ARMERO – The walking dead: il mortaccio nel pozzo 
Non sappiamo come ci sia sprofondato, e come abbia deteriorato in modo evidente la sua forma fisica, sta di fatto che la sua apparizione causa spavento, sì, ma misto a risate.
VAN GINKEL – Johnny de La notte dei morti viventi di George A. Romero
Nella scena d’apertura del classico del genere, un giovane spocchioso si ritrova in un cimitero e credendosi immensamente spiritoso si mette a prendere in giro la sorella: “Haha, vengono a prenderti, Barbara” (notare il nome di lei). Sarà il primo a essere zombizzato – nessuno degli spettatori mostra compassione.
POLI – La mano di Ash in La Casa 
Nell’amabile sgangherato splatterone di Sam Raimi, il concetto di “mano morta” assume nuovi interessanti sfumature. Come l’arto del protagonista, Poli tenta di ribellarsi ai limiti oggettivi di un’esistenza scollegata da neuroni e personalità, buttandola in caciara.
BONAVENTURA – Renzo Montagnani in Io zombo, tu zombi, lei zomba
Tenta di salvare la farsaccia indecorosa (e a bassissimo budget) inventandosi due o tre battutine.
MONTOLIVO – Lisa Garland di Silent Hill
L’infermierina ha dei modi dolcissimi, ma a un certo punto scopre, con un po’ di malinconia, di essere morta da anni. Ammettiamo che il paragone è un po’ forzato perché l’infermierina, nel videogioco, si rende utile.

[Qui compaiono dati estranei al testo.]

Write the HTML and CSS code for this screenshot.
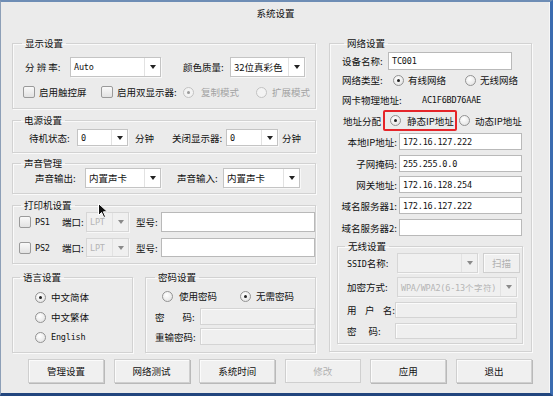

MENEZ – Alessandro Sallusti
Il dobermann del nostro presidente è Torquemada tornato da un secolo lontano, un torturatore compiaciuto cui non possiamo certo contestare l’abilità nella propria specializzazione, ma il fatto di essere fedele a un’epoca e a una tirannia ormai defunte: il mondo oggi richiede un minimo (ma un minimo, eh) di civiltà – o di ordine tattico. Il gioco di Menez, come quello di Sallusti, consiste soprattutto nell’intuire le debolezze difensive degli avversari e fargli malissimo. E tuttavia, quando compiaciutissimo di se stesso, inizia la manfrina dei colpi di tacco, emerge il vero problema: come Sallusti, non ha niente di realmente costruttivo da proporre.

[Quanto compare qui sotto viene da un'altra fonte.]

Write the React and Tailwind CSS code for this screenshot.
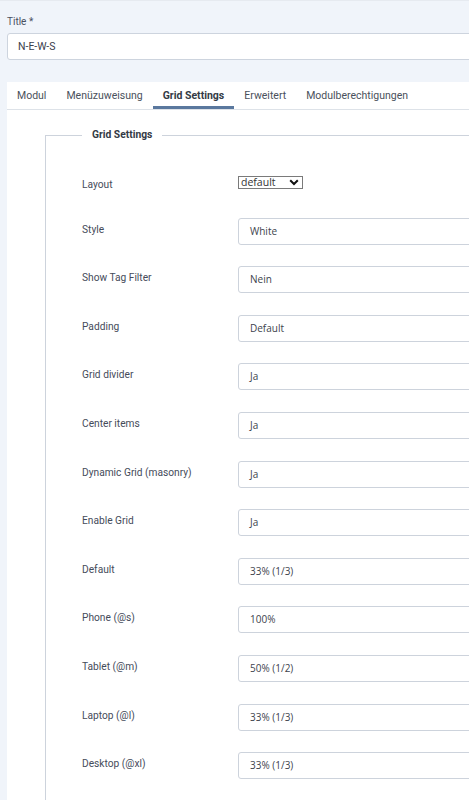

EL SHAARAWY – I nonmorti di Games of Thrones
Nella versione originale, gli antichi (e parecchio decrepiti) mostrissimi che imperversano tra i ghiacci si chiamano White Walkers; nel doppiaggio italiano, siccome siamo il Paese felice che proprio non ce la fa, a fare le cose come vanno fatte – neanche se è la cosa più facile – invece di tradurre (poniamo) con Viandanti Bianchi, vengono ribattezzati come Gli Estranei. Per quanto sia un balzo di senso del tutto arbitrario e tipicamente a capocchietta, il termine si adatta benissimo all’Artista Precedentemente Noto Come Il Faraone. Qualcosa di terribile si è insinuato in lui, ed oggi pare condannato a un’estraneità senza via d’uscita. Se il crudissimo fantasy di George R.R. Martin non è tra le vostre passioni, vi informiamo di un particolare: gli zombie del Trono di Spade finiscono bruciati. La sorte di Stephan non sembra dissimile.
PAZZINI – Zombie dei Cranberries
Un successo dal passato che ancora, ogni tanto, riappare nella programmazione delle radio – causando strazio fin dalle prime note.
CERCI – Il guerriero dell’Orlando Innamorato
Nel poema del 1531 di Francesco Berni, remake di quello del Boiardo di poco tempo prima (usava anche allora) appare un passaggio più famoso dell’opera e del suo autore: “l’un pezzo in su l’altro suggellato / rimase senza muoversi niente / e come avvien, quand’uno è riscaldato / che le ferite per allor non sente / così colui, del colpo non accorto / andava combattendo ed era morto”. Il nostro top player sembrerebbe deceduto quest’estate, forse durante i Mondiali. Oppure è tornato quello, del tutto deleterio, della Fiorentina. Il nostro in realtà è un augurio: anche se è morto, speriamo che almeno per un po’ vada combattendo.
MUNTARI – Church, il gatto di Pet Sematary
Come la bestiola concepita da Stephen King ha un aspetto inquietante, è causa di rovina, ed è sicuramente quadrupede.